The Gateway to the West, host of the 1904 World's Fair, the eastern metropolis of the Show Me State; there is a lot of history built into St. Louis, a history that still casts its shadow over the city today.
If you've ever seen anything associated with the city, you've probably gotten at least a glimpse of our famous landmark--the Arch.
The cityscape is incomplete without this monument, which is a memorial to President Thomas Jefferson's agreeing to the Louisiana Purchase and the nation's western expansion in general. If you take a close look at the picture to the left, you'll see a lighted building with a domed top that appears to be neon green beneath the Arch. That is the Old Courthouse, where the infamous Dred Scott case that upheld the evils of slavery was argued. While slavery is dead to us today, its legacy has found a way to survive our efforts to stamp it out in St. Louis.
Still, today, downtown St. Louis is nicer than it has ever been in my lifetime. The city has been one of the leaders in the urban renewal movement, and recent estimates suggest that the population flight, which has had a major impact on the city, has stopped. In 1950, over 850,000 people lived in the city. Estimates from 2006 had the city at under 350,000 residents, and more recent estimates report similar numbers.
While the city is arguably in a state of rejuvenation, blight is no uncommon sight. Driving 10-15 minutes either north or south within city limits unveils the lingering problems affecting the city, and the immensity of the project the city has undertaken. Much of the city remains economically and racially segregated, a remnant of restrictive community covenants, legally done away with in the mid-1900s, that prevented blacks from moving into white neighborhoods. Poverty levels are high, buildings are vacated and often dilapidated, old shops are boarded, jobs are scarce, and schools are struggling to educate the community's children.
The St. Louis Public Schools (SLPS), the city's public school district, has a huge challenge on its hands. Education is supposed to be our nation's best opportunity for the poor to escape poverty, but that charge is difficult to undertake for any school system that must cope with widespread poverty. In 2009, almost 70% of SLPS children received free/reduced price lunches. That number is often much higher at individual schools where virtually every student enrolled is considered to be "at-risk," sometimes reaching higher than 95%.
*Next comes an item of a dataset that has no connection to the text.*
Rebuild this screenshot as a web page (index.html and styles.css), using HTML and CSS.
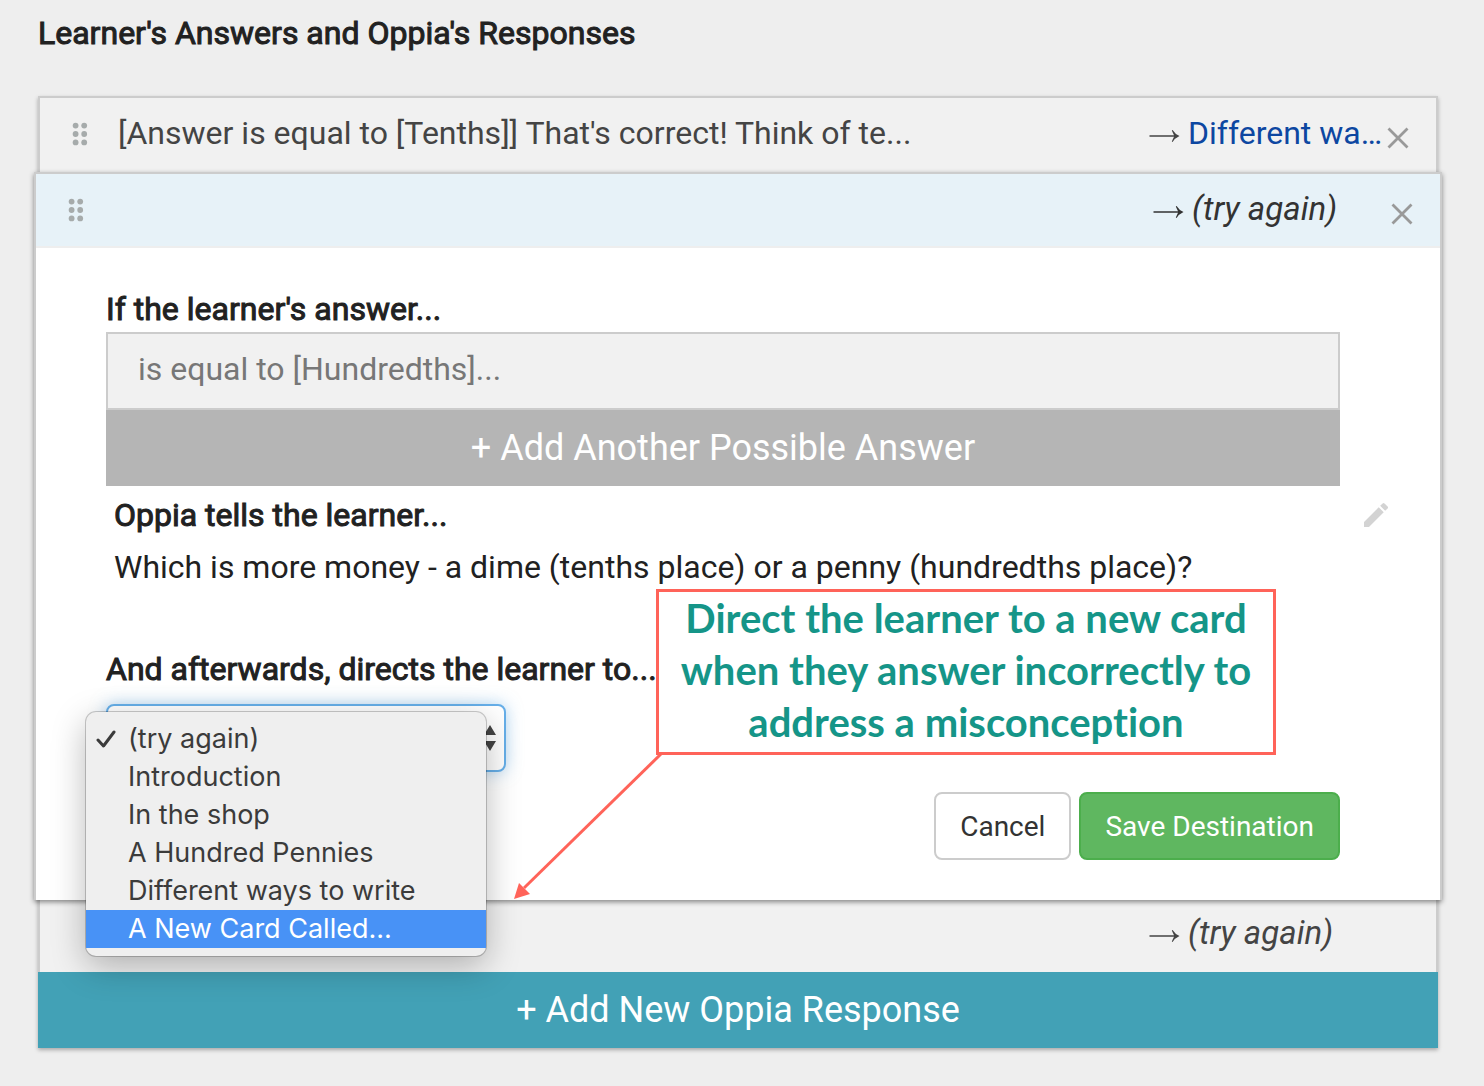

In this environment, some schools have shined, many have failed, and as a result the district is today unaccredited. Today, the reform process is accelerating. Schools have been closed and students were consolidated at fewer sites in order to shrink a district, once meant to serve the children of almost one million people, so that it can spread resources more effectively to the 25,000 kids who are enrolled today. The district is also embracing creative interventions in an effort to improve academic outcomes.
The challenges are overwhelming and the results have so far not been good enough. Children today are suffering because of the sins of our collective past, and the cycle of poverty too often remains unbroken.
With this history in mind, a lifelong St. Louisan, just into his sophomore year in college, made a phone call to the St. Louis Public Schools. When no one picked up, or called him back again for two weeks, he figured the lack of response was normal with a district not know for its great reputation. Little did he know that it was he who had faltered--the message he left with the Office of Volunteer Services was incoherent at best. After a call to the United Way in St. Louis, he quickly found himself calling the St. Louis Public Schools again.
This time, he got an answer:
"I wanted to get in touch with you, but I couldn't understand your name on the message!"
"Sorry about that. I just thought you didn't want to talk to me. My name is Elad."
"E-huh?"
Little did either person on that phone call know that out of their joint confusion would emerge a project bringing a handful of college students into a St. Louis summer school to work as teaching assistants, a project that has become a St. Louis tradition for the past 3 years.